Surfwear maker Quiksilver is seeking a buyer as it struggles to catch a break in waters dominated by athleisure.
People familiar with the matter told Bloomberg that the Huntington Beach, California-based company is in talks with potential strategic bidders for a management-led buyout, outside of bankruptcy, that would let it hold onto its retail stores.
The company, which owns Roxy and DC in addition to its namesake brand, reported a net loss of $0.22 per share on $333.01 million in revenue in the second quarter of the fiscal year and posted a net loss of $336 million for the 12 months ended January 31—that’s a big drop from its high in 2005, when it raked in more than $100 million in profit.

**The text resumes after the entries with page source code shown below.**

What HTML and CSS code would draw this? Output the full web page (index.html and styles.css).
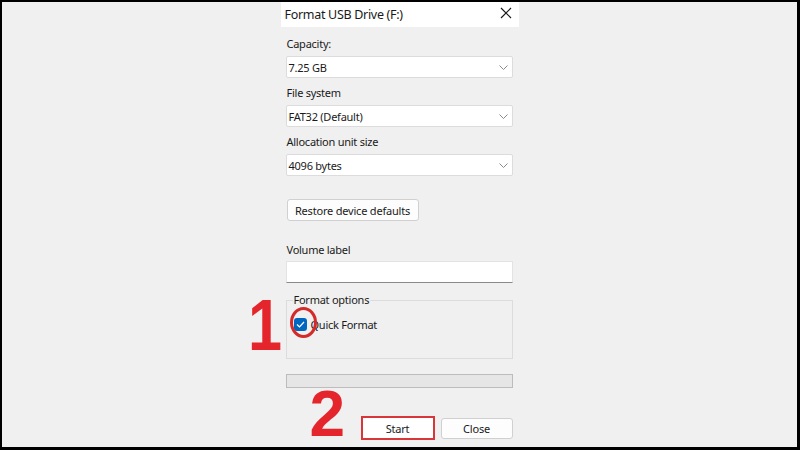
FILE: index.html
```html
<!DOCTYPE html>
<html>
<head>
<meta charset="utf-8">
<link rel="stylesheet" href="styles.css">
</head>
<body>
<div class="screen">
  <div class="dialog">
    <div class="titlebar">
      <span class="title">Format USB Drive (F:)</span>
      <svg class="close-x" width="12" height="12" viewBox="0 0 12 12"><path d="M1 1L11 11M11 1L1 11" stroke="#1a1a1a" stroke-width="1.2" fill="none"/></svg>
    </div>
    <div class="body">
      <div class="label">Capacity:</div>
      <div class="combo"><span>7.25 GB</span><svg class="chev" width="9" height="5" viewBox="0 0 9 5"><path d="M0.5 0.5L4.5 4.5L8.5 0.5" stroke="#8a8a8a" fill="none"/></svg></div>
      <div class="label">File system</div>
      <div class="combo"><span>FAT32 (Default)</span><svg class="chev" width="9" height="5" viewBox="0 0 9 5"><path d="M0.5 0.5L4.5 4.5L8.5 0.5" stroke="#8a8a8a" fill="none"/></svg></div>
      <div class="label">Allocation unit size</div>
      <div class="combo"><span>4096 bytes</span><svg class="chev" width="9" height="5" viewBox="0 0 9 5"><path d="M0.5 0.5L4.5 4.5L8.5 0.5" stroke="#8a8a8a" fill="none"/></svg></div>
      <div class="btn restore">Restore device defaults</div>
      <div class="label vol">Volume label</div>
      <div class="textbox"></div>
      <div class="group">
        <span class="legend">Format options</span>
        <div class="check-row">
          <span class="checkbox"><svg width="9" height="7" viewBox="0 0 9 7"><path d="M1 3.5L3.5 6L8 1" stroke="#fff" stroke-width="1.2" fill="none"/></svg></span>
          <span class="check-text">Quick Format</span>
        </div>
        <span class="ring"></span>
        <span class="num one">1</span>
      </div>
      <div class="progress"></div>
      <div class="actions">
        <span class="num two">2</span>
        <div class="highlight"><div class="btn start">Start</div></div>
        <div class="btn close">Close</div>
      </div>
    </div>
  </div>
</div>
</body>
</html>
```
FILE: styles.css
```css
* { box-sizing: border-box; }
html, body { margin: 0; padding: 0; }
body {
  background: #000;
  font-family: "Noto Sans", "Open Sans", sans-serif;
  color: #1a1a1a;
}
.screen {
  width: 800px;
  height: 450px;
  background: #f0f0f0;
  border-style: solid;
  border-color: #000;
  border-width: 2px 3px 3px 2px;
  display: flex;
  justify-content: center;
}
.dialog {
  width: 238px;
  display: flex;
  flex-direction: column;
}
.titlebar {
  height: 25px;
  background: #fff;
  display: flex;
  align-items: center;
  justify-content: space-between;
  padding: 0 7px 0 4px;
}
.title {
  font-size: 12.5px;
  letter-spacing: -0.3px;
  color: #1a1a1a;
}
.close-x { margin-top: -4px; }
.body {
  padding: 0 6px 0 5px;
  display: flex;
  flex-direction: column;
  position: relative;
}
.label {
  font-size: 11px;
  letter-spacing: -0.25px;
  line-height: 16px;
  margin-top: 7px;
  margin-bottom: 4px;
  padding-left: 1px;
}
.body > .label:first-child { margin-top: 9px; }
.combo {
  height: 22px;
  background: #fff;
  border: 1px solid #dcdcdc;
  border-radius: 2px;
  display: flex;
  align-items: center;
  justify-content: space-between;
  padding: 0 4px 0 2px;
  font-size: 11px;
  letter-spacing: -0.25px;
}
.btn {
  background: #fdfdfd;
  border: 1px solid #d0d0d0;
  border-radius: 3px;
  font-size: 11px;
  letter-spacing: -0.2px;
  display: flex;
  align-items: center;
  justify-content: center;
}
.restore {
  margin-top: 23px;
  margin-left: 1px;
  width: 132px;
  height: 22px;
}
.label.vol { margin-top: 21px; margin-bottom: 3px; }
.textbox {
  height: 22px;
  background: #fff;
  border: 1px solid #e3e3e3;
  border-bottom: 1px solid #8a8a8a;
}
.group {
  position: relative;
  margin-top: 17px;
  height: 59px;
  border: 1px solid #dcdcdc;
  padding: 10px 0 0 7px;
}
.legend {
  position: absolute;
  top: -9px;
  left: 6px;
  background: #f0f0f0;
  padding: 0 1px;
  font-size: 11px;
  letter-spacing: -0.25px;
  line-height: 16px;
}
.check-row {
  display: flex;
  align-items: center;
  gap: 4px;
  margin-top: 6px;
}
.checkbox {
  width: 13px;
  height: 13px;
  background: #0067c0;
  border-radius: 3px;
  display: flex;
  align-items: center;
  justify-content: center;
}
.check-text { font-size: 11px; letter-spacing: -0.25px; }
.ring {
  position: absolute;
  left: 3px;
  top: 6px;
  width: 27px;
  height: 31px;
  border: 3px solid #d42a2a;
  border-radius: 50%;
}
.num {
  position: absolute;
  font-family: "Liberation Sans", Arial, sans-serif;
  font-weight: bold;
  color: #e4252b;
  line-height: 1;
}
.one {
  font-size: 72px;
  left: -42px;
  top: -12px;
  transform: scaleX(0.85);
}
.progress {
  margin-top: 15px;
  height: 14px;
  background: #e6e6e6;
  border: 1px solid #bcbcbc;
}
.actions {
  position: relative;
  display: flex;
  justify-content: flex-end;
  align-items: center;
  gap: 6px;
  margin-top: 28px;
}
.highlight {
  border: 2px solid #d9363a;
  padding: 1px;
  width: 74px;
  height: 24px;
  background: #fff;
}
.start {
  height: 100%;
  border: none;
  background: #fff;
  border-radius: 0;
}
.close {
  width: 72px;
  height: 21px;
}
.two {
  font-size: 64px;
  left: 24px;
  top: -34px;
}
```
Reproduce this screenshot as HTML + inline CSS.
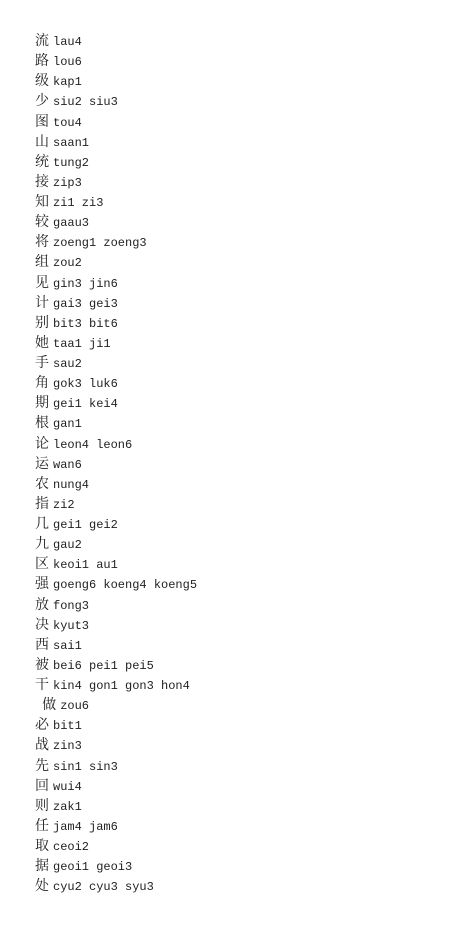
<!DOCTYPE html>
<html><head><meta charset="utf-8"><style>
html,body{margin:0;background:#fff;width:472px;height:936px;overflow:hidden}
.w{position:absolute;left:35px;top:32px;font-family:"Liberation Mono","Noto Serif CJK SC",monospace;font-size:12px;color:#222}
.w div{height:20.14px;line-height:20px;white-space:pre}
.w b{font-weight:normal;font-family:"Noto Serif CJK SC",serif;font-size:14px;line-height:14px;margin-right:4px}
</style></head><body><div class="w"><div><b>流</b>lau4</div><div><b>路</b>lou6</div><div><b>级</b>kap1</div><div><b>少</b>siu2 siu3</div><div><b>图</b>tou4</div><div><b>山</b>saan1</div><div><b>统</b>tung2</div><div><b>接</b>zip3</div><div><b>知</b>zi1 zi3</div><div><b>较</b>gaau3</div><div><b>将</b>zoeng1 zoeng3</div><div><b>组</b>zou2</div><div><b>见</b>gin3 jin6</div><div><b>计</b>gai3 gei3</div><div><b>别</b>bit3 bit6</div><div><b>她</b>taa1 ji1</div><div><b>手</b>sau2</div><div><b>角</b>gok3 luk6</div><div><b>期</b>gei1 kei4</div><div><b>根</b>gan1</div><div><b>论</b>leon4 leon6</div><div><b>运</b>wan6</div><div><b>农</b>nung4</div><div><b>指</b>zi2</div><div><b>几</b>gei1 gei2</div><div><b>九</b>gau2</div><div><b>区</b>keoi1 au1</div><div><b>强</b>goeng6 koeng4 koeng5</div><div><b>放</b>fong3</div><div><b>决</b>kyut3</div><div><b>西</b>sai1</div><div><b>被</b>bei6 pei1 pei5</div><div><b>干</b>kin4 gon1 gon3 hon4</div><div> <b>做</b>zou6</div><div><b>必</b>bit1</div><div><b>战</b>zin3</div><div><b>先</b>sin1 sin3</div><div><b>回</b>wui4</div><div><b>则</b>zak1</div><div><b>任</b>jam4 jam6</div><div><b>取</b>ceoi2</div><div><b>据</b>geoi1 geoi3</div><div><b>处</b>cyu2 cyu3 syu3</div></div></body></html>
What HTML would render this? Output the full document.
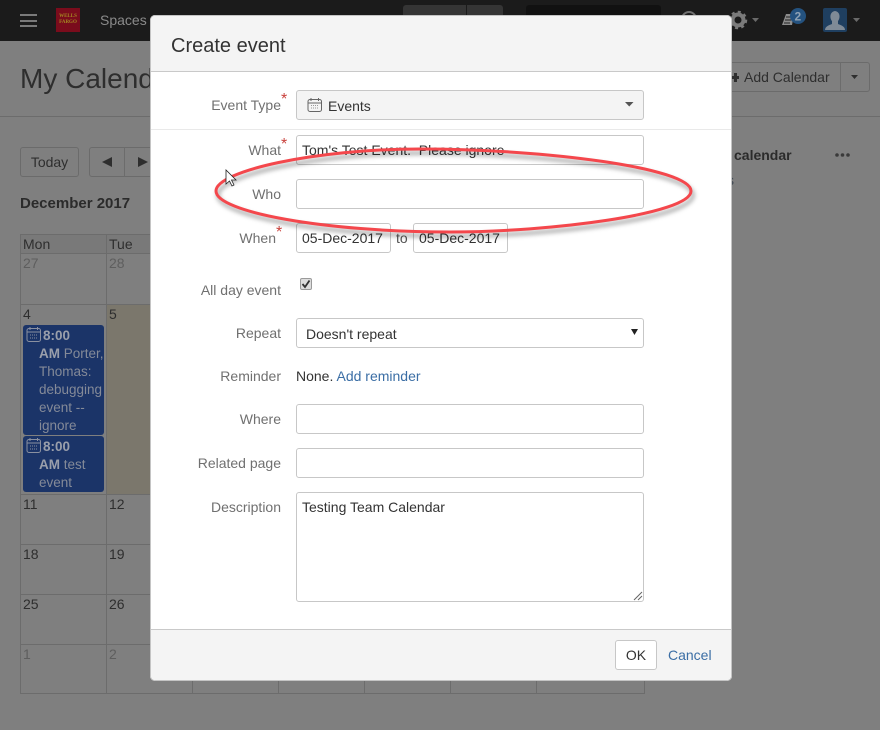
<!DOCTYPE html>
<html><head><meta charset="utf-8"><style>
html,body{margin:0;padding:0}
body{width:880px;height:730px;overflow:hidden;position:relative;background:#7f7f7f;font-family:"Liberation Sans",sans-serif;font-size:14px;color:#333}
.a{position:absolute;white-space:nowrap}
.nav{left:0;top:0;width:880px;height:41px;background:#1b1b1b}
.bar{left:20px;width:17px;height:2px;background:#7a7a7a}
.btn{border:1px solid #6b6b6b;border-radius:3px;box-sizing:border-box}
.l{background:#6c6c6c}
.n{font-size:14px;color:#2e2e2e;line-height:16px}
.g{color:#5e5e5e}
.ev{left:23px;width:81px;background:#1b3468;border-radius:3px;color:#848a98;font-size:13.500px;line-height:18px}
.ev b{color:#9a9fab}
.modal{left:150px;top:15px;width:582px;height:666px;background:#fff;border-radius:5px;box-shadow:0 0 0 1px #c4c4c4 inset}
.lab{right:599px;color:#707070;font-size:14px;line-height:16px}
.lab i{position:absolute;left:100%;top:-5px;font-style:normal;font-size:16px;color:#c9413c}
.in{left:296px;width:348px;height:30px;border:1px solid #c7c7c7;border-radius:3px;box-sizing:border-box;background:#fff;color:#333;padding:6px 5px 0;line-height:16px}
</style></head><body>
<div class="a nav"></div>
<div class="a bar" style="top:14px"></div><div class="a bar" style="top:20px"></div><div class="a bar" style="top:25px"></div>
<div class="a" style="left:56px;top:8px;width:24px;height:24px;background:#7a0c1c;color:#a58a22;font:bold 5px/6px 'Liberation Serif',serif;text-align:center;padding-top:6px;box-sizing:border-box">WELLS<br>FARGO</div>
<div class="a" style="left:100px;top:12px;color:#8a8a8a;font-size:14px;line-height:16px">Spaces</div>
<div class="a" style="left:403px;top:5px;width:100px;height:36px;background:#353535;border-radius:3px 3px 0 0"></div>
<div class="a" style="left:466px;top:5px;width:1px;height:36px;background:#1b1b1b"></div>
<div class="a" style="left:526px;top:5px;width:135px;height:36px;background:#111;border-radius:3px 3px 0 0"></div>
<svg class="a" style="left:670px;top:0" width="210" height="41">
<circle cx="19" cy="19" r="7" fill="none" stroke="#707070" stroke-width="2"/>
<circle cx="68" cy="20" r="5.500" fill="none" stroke="#7a7a7a" stroke-width="4"/>
<circle cx="68" cy="20" r="8" fill="none" stroke="#7a7a7a" stroke-width="2.500" stroke-dasharray="3 3.200"/>
<path d="M82 18h7l-3.500 4z" fill="#6a6a6a"/>
<path d="M112 25l4-11h8l-2 11z" fill="#8c8c8c"/>
<path d="M116 17h6M115 20h6M114 23h6" stroke="#222" stroke-width="1"/>
<circle cx="128" cy="16" r="8" fill="#24527f"/>
<rect x="153" y="8" width="24" height="24" rx="2" fill="#1f3f60"/>
<path d="M155 30c0-4 5-5 7-6v-3c-2-2-3-9 3-10 6 1 5 8 3 10v3c2 1 7 2 7 6z" fill="#7f8a96"/>
<path d="M183 18h7l-3.500 4z" fill="#6a6a6a"/>
<text x="124.500" y="20.500" font-family="Liberation Sans" font-size="12" font-weight="bold" fill="#8fa3b5">2</text>
</svg>
<div class="a" style="left:20px;top:62px;font-size:28px;line-height:34px;color:#2e2e2e">My Calendar</div>
<div class="a l" style="left:0;top:116px;width:880px;height:1px"></div>
<div class="a btn" style="left:725px;top:62px;width:145px;height:30px"></div>
<div class="a l" style="left:840px;top:62px;width:1px;height:30px"></div>
<div class="a" style="left:744px;top:69px;color:#2e2e2e;line-height:16px">Add Calendar</div>
<div class="a" style="left:732px;top:76px;width:7px;height:3px;background:#2e2e2e"></div>
<div class="a" style="left:734px;top:73px;width:3px;height:9px;background:#2e2e2e"></div>
<svg class="a" style="left:850px;top:74px" width="10" height="6"><path d="M1 1h7l-3.500 4z" fill="#2e2e2e"/></svg>
<div class="a" style="left:734px;top:147px;font-weight:bold;color:#2b2b2b;line-height:16px">calendar</div>
<div class="a" style="left:727px;top:172px;color:#3d4650;line-height:16px">s</div>
<svg class="a" style="left:834px;top:151px" width="18" height="8"><circle cx="3" cy="4" r="1.800" fill="#3a3a3a"/><circle cx="8.500" cy="4" r="1.800" fill="#3a3a3a"/><circle cx="14" cy="4" r="1.800" fill="#3a3a3a"/></svg>
<div class="a btn" style="left:20px;top:147px;width:59px;height:30px;line-height:28px;text-align:center;color:#2e2e2e">Today</div>
<div class="a btn" style="left:89px;top:147px;width:70px;height:30px"></div>
<div class="a l" style="left:124px;top:147px;width:1px;height:30px"></div>
<svg class="a" style="left:100px;top:155px" width="50" height="14"><path d="M12 2v10l-10-5z" fill="#2e2e2e"/><path d="M38 2v10l10-5z" fill="#2e2e2e"/></svg>
<div class="a" style="left:20px;top:196px;font-weight:bold;font-size:15px;color:#2b2b2b;line-height:16px">December 2017</div>
<div class="a" style="left:20px;top:234px;width:625px;height:19px;background:#797979"></div>
<div class="a" style="left:107px;top:305px;width:85px;height:190px;background:#7b776c"></div>
<div class="a l" style="left:20px;top:234px;width:625px;height:1px"></div>
<div class="a l" style="left:20px;top:253px;width:625px;height:1px"></div>
<div class="a l" style="left:20px;top:304px;width:625px;height:1px"></div>
<div class="a l" style="left:20px;top:494px;width:625px;height:1px"></div>
<div class="a l" style="left:20px;top:544px;width:625px;height:1px"></div>
<div class="a l" style="left:20px;top:594px;width:625px;height:1px"></div>
<div class="a l" style="left:20px;top:644px;width:625px;height:1px"></div>
<div class="a l" style="left:20px;top:693px;width:625px;height:1px"></div>
<div class="a l" style="left:20px;top:234px;width:1px;height:460px"></div>
<div class="a l" style="left:106px;top:234px;width:1px;height:460px"></div>
<div class="a l" style="left:192px;top:234px;width:1px;height:460px"></div>
<div class="a l" style="left:278px;top:234px;width:1px;height:460px"></div>
<div class="a l" style="left:364px;top:234px;width:1px;height:460px"></div>
<div class="a l" style="left:450px;top:234px;width:1px;height:460px"></div>
<div class="a l" style="left:536px;top:234px;width:1px;height:460px"></div>
<div class="a l" style="left:644px;top:234px;width:1px;height:460px"></div>
<div class="a n" style="left:23px;top:236px">Mon</div><div class="a n" style="left:109px;top:236px">Tue</div>
<div class="a n g" style="left:23px;top:255px">27</div><div class="a n g" style="left:109px;top:255px">28</div>
<div class="a n" style="left:23px;top:306px">4</div><div class="a n" style="left:109px;top:306px">5</div>
<div class="a n" style="left:23px;top:496px">11</div><div class="a n" style="left:109px;top:496px">12</div>
<div class="a n" style="left:23px;top:546px">18</div><div class="a n" style="left:109px;top:546px">19</div>
<div class="a n" style="left:23px;top:596px">25</div><div class="a n" style="left:109px;top:596px">26</div>
<div class="a n g" style="left:23px;top:646px">1</div><div class="a n g" style="left:109px;top:646px">2</div>
<div class="a ev" style="top:325px;height:110px"></div>
<div class="a ev" style="top:436px;height:56px"></div>
<svg class="a" style="left:26px;top:326px" width="16" height="17"><rect x="1" y="2.500" width="13.500" height="13" rx="2" fill="none" stroke="#8a90a0"/><path d="M1 6h13.500M4 1v3M11.500 1v3" stroke="#8a90a0"/><path d="M4 9h8M4 12h8" stroke="#8a90a0" stroke-dasharray="1 1"/></svg>
<svg class="a" style="left:26px;top:437px" width="16" height="17"><rect x="1" y="2.500" width="13.500" height="13" rx="2" fill="none" stroke="#8a90a0"/><path d="M1 6h13.500M4 1v3M11.500 1v3" stroke="#8a90a0"/><path d="M4 9h8M4 12h8" stroke="#8a90a0" stroke-dasharray="1 1"/></svg>
<div class="a ev" style="left:43px;top:327px;width:auto;background:none"><b>8:00</b></div>
<div class="a ev" style="left:39px;top:345px;width:auto;background:none"><b>AM</b> Porter,<br>Thomas:<br>debugging<br>event --<br>ignore</div>
<div class="a ev" style="left:43px;top:438px;width:auto;background:none"><b>8:00</b></div>
<div class="a ev" style="left:39px;top:456px;width:auto;background:none"><b>AM</b> test<br>event</div>

<div class="a modal"></div>
<div class="a" style="left:151px;top:16px;width:580px;height:55px;background:#f4f4f4;border-bottom:1px solid #c9c9c9;border-radius:4px 4px 0 0"></div>
<div class="a" style="left:171px;top:34px;font-size:20px;line-height:24px;color:#333">Create event</div>
<div class="a" style="left:151px;top:129px;width:580px;height:1px;background:#e9e9e9"></div>
<div class="a" style="left:151px;top:629px;width:580px;height:51px;background:#f4f4f4;border-top:1px solid #c9c9c9;box-sizing:border-box;border-radius:0 0 4px 4px"></div>
<div class="a lab" style="top:97px">Event Type<i>*</i></div>
<div class="a lab" style="top:142px">What<i>*</i></div>
<div class="a lab" style="top:186px">Who</div>
<div class="a lab" style="top:230px;right:604px">When<i>*</i></div>
<div class="a lab" style="top:282px">All day event</div>
<div class="a lab" style="top:325px">Repeat</div>
<div class="a lab" style="top:368px">Reminder</div>
<div class="a lab" style="top:411px">Where</div>
<div class="a lab" style="top:455px">Related page</div>
<div class="a lab" style="top:499px">Description</div>
<div class="a in" style="top:90px;background:#f4f4f4;padding-left:31px;padding-top:7px">Events</div>
<svg class="a" style="left:307px;top:97px" width="16" height="16"><rect x="1" y="2.500" width="13.500" height="12" rx="2" fill="none" stroke="#666"/><path d="M1 6h13.500M4 1v3M11.500 1v3" stroke="#666"/><path d="M4 8.500h8M4 11h8" stroke="#999" stroke-dasharray="1 1"/></svg>
<svg class="a" style="left:625px;top:102px" width="10" height="6"><path d="M0 0h8.500l-4.250 4.500z" fill="#555"/></svg>
<div class="a in" style="top:135px">Tom's Test Event.&nbsp; Please ignore</div>
<div class="a in" style="top:179px"></div>
<div class="a in" style="top:223px;width:95px">05-Dec-2017</div>
<div class="a" style="left:396px;top:230px;line-height:16px;color:#555">to</div>
<div class="a in" style="top:223px;left:413px;width:95px">05-Dec-2017</div>
<div class="a" style="left:300px;top:278px;width:12px;height:12px;box-sizing:border-box;border:1px solid #9a9a9a;border-radius:2px;background:#ddd"></div>
<svg class="a" style="left:300px;top:278px" width="12" height="12"><path d="M2.500 6l2.500 3 4.500-6.500" fill="none" stroke="#333" stroke-width="1.800"/></svg>
<div class="a in" style="top:318px;padding-left:9px;padding-top:7px">Doesn't repeat</div>
<svg class="a" style="left:631px;top:329px" width="8" height="7"><path d="M0 0h7l-3.500 6z" fill="#222"/></svg>
<div class="a" style="left:296px;top:368px;line-height:16px;color:#333">None. <span style="color:#3b6ea5">Add reminder</span></div>
<div class="a in" style="top:404px"></div>
<div class="a in" style="top:448px"></div>
<div class="a in" style="top:492px;height:110px">Testing Team Calendar</div>
<svg class="a" style="left:633px;top:591px" width="10" height="10"><path d="M1 9l8-8M5 9l4-4" stroke="#666"/></svg>
<div class="a" style="left:615px;top:640px;width:42px;height:30px;box-sizing:border-box;border:1px solid #c7c7c7;border-radius:3px;background:#fff;text-align:center;line-height:28px;color:#333">OK</div>
<div class="a" style="left:668px;top:647px;line-height:16px;color:#3b6ea5">Cancel</div>
<svg class="a" style="left:205px;top:140px" width="500" height="105">
<path d="M11 51C11 31 110 9 215 9C340 9 486 28 486 51C486 74 345 92 245 92C120 92 11 72 11 51Z" fill="none" stroke="#000" stroke-opacity=".3" stroke-width="4" transform="translate(2 4)" style="filter:blur(2px)"/>
<path d="M11 51C11 31 110 9 215 9C340 9 486 28 486 51C486 74 345 92 245 92C120 92 11 72 11 51Z" fill="none" stroke="#f4474c" stroke-width="3"/>
</svg>
<svg class="a" style="left:225px;top:169px" width="14" height="20"><path d="M1 1v14l3.500-3 2.500 5 2-1-2.500-5h4.500z" fill="#fff" stroke="#222" stroke-width=".8"/></svg>
</body></html>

Founded in 1969, Quiksilver rode to its peak in the mid-aughts as teens raced to embrace the SoCal aesthetic seen in movies like Blue Crush and on MTV’s “Laguna Beach,” but has floundered in recent years. In July, the New York Stock Exchange (NYSE) warned the company was at risk of being delisted because of its low stock price.
A corporate shakeup earlier this year saw Quiksilver oust CEO Andy Mooney, replacing him with 27-year company veteran Pierre Agnes, while Thomas Chambolle was named as chief financial officer. Co-founder Bob McKnight succeeded Mooney as chairman.
Sources told Bloomberg that if a strategic buyer can’t be found, Authentic Brands Group could be interested in purchasing the name.
Despite the choppy market, there could still be room for growth there. Rival surfwear brand Billabong, which also found itself in high water after enthusiastically investing in its own retail stores, recently posted its first full-year profit (albeit a small one of $2.95 million) since 2011.